A prime example came in the loss to Lutheran. Glenelg dominated early taking a 2-0 lead on goals by left wing Carrie Everett, a first-year player. But once Glenelg gave up a goal on FTC defensive miscue, the momentum shifted for good to the Saints.

"Mainly, we just don't believe we can do it," said junior co-captain Robin Zimmerly. "We definitely have the skill and the teamwork, but we're just not sure we can beat those other teams."

A look beyond the win-loss record shows just how close Glenelg is to breaking through. After the Lutheran game, it had been outscored only 12-8. Four of its five losses have came by one goal.

Those numbers show just how far Glenelg has come in its three years in the AIS. Wolf and Ordonez, both teachers at the school, are just in their second year at the helm.

"We see an improvement," said Ordonez, who played at Roland Park and Johns Hopkins. "The first year, we had girls who were really outstanding and carried the team. As time goes on, we've seen a lot of good players emerge, but sometimes the individuals want to dominate and we're still trying to get them to work more as a team."

One luxury Glenelg has is its youth. The coaches expect most of the roster to return next season.

Only sweeper Stacey Lay, link Rowena Mukhi and forward Carrie Barbash are seniors.

Zimmerly and link Allison Hoke are juniors.

The bulk of the starting lineup comes from the sophomore class with link Megan Duzor, backs Jessica Brendel and Joyelle McCullough, forwards Everett, Ashley Baugh and Laura Mulitz and keeper Leena Mittal.
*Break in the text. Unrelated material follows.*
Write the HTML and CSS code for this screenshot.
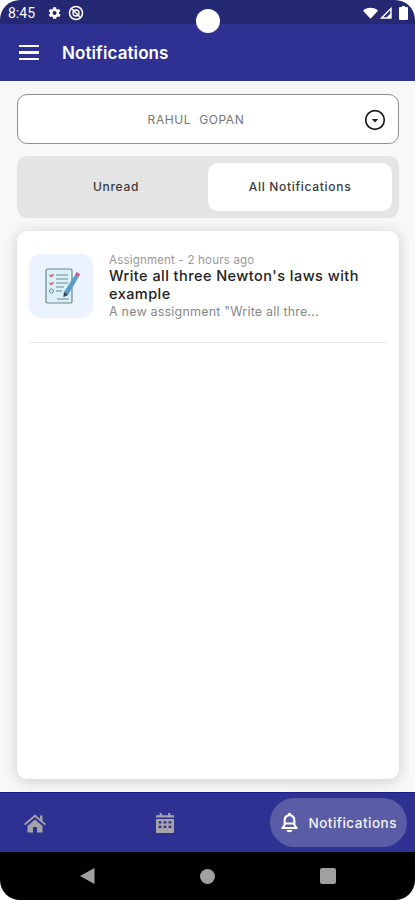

Offsetting the benefit of youth, however, is the small turnout -- not surprising considering the school enrolls less than 100 students. The junior class has only five girls.

As a small private school, Glenelg Country gets snared in a bit of an athletic Catch-22. Girls pick up the game early, usually in the fourth grade, but they don't all stick around.

"The best athletes tend to go to another school after eighth grade," said Wolf, who has 28 of the school's 40 high-school girls on the varsity and junior varsity.

"We do draw pretty well, but the numbers do limit us, especially when you look at some of the other schools in our league and how many girls they have to draw from."

Next week, Glenelg hopes to rebound in the AIS B Division tournament. Every team in the league advances to the tournament, which runs Nov. 8-13.

Although Glenelg probably will be seeded last, Ordonez tries to convince the players that upsets do happen. In fact, when Ordonez was a senior at Roland Park, her team was seeded last but went all the way to the title game.

"I think that story gives us some inspiration," said Duzor. "Things might finally click for us in the tournament. We have so much potential."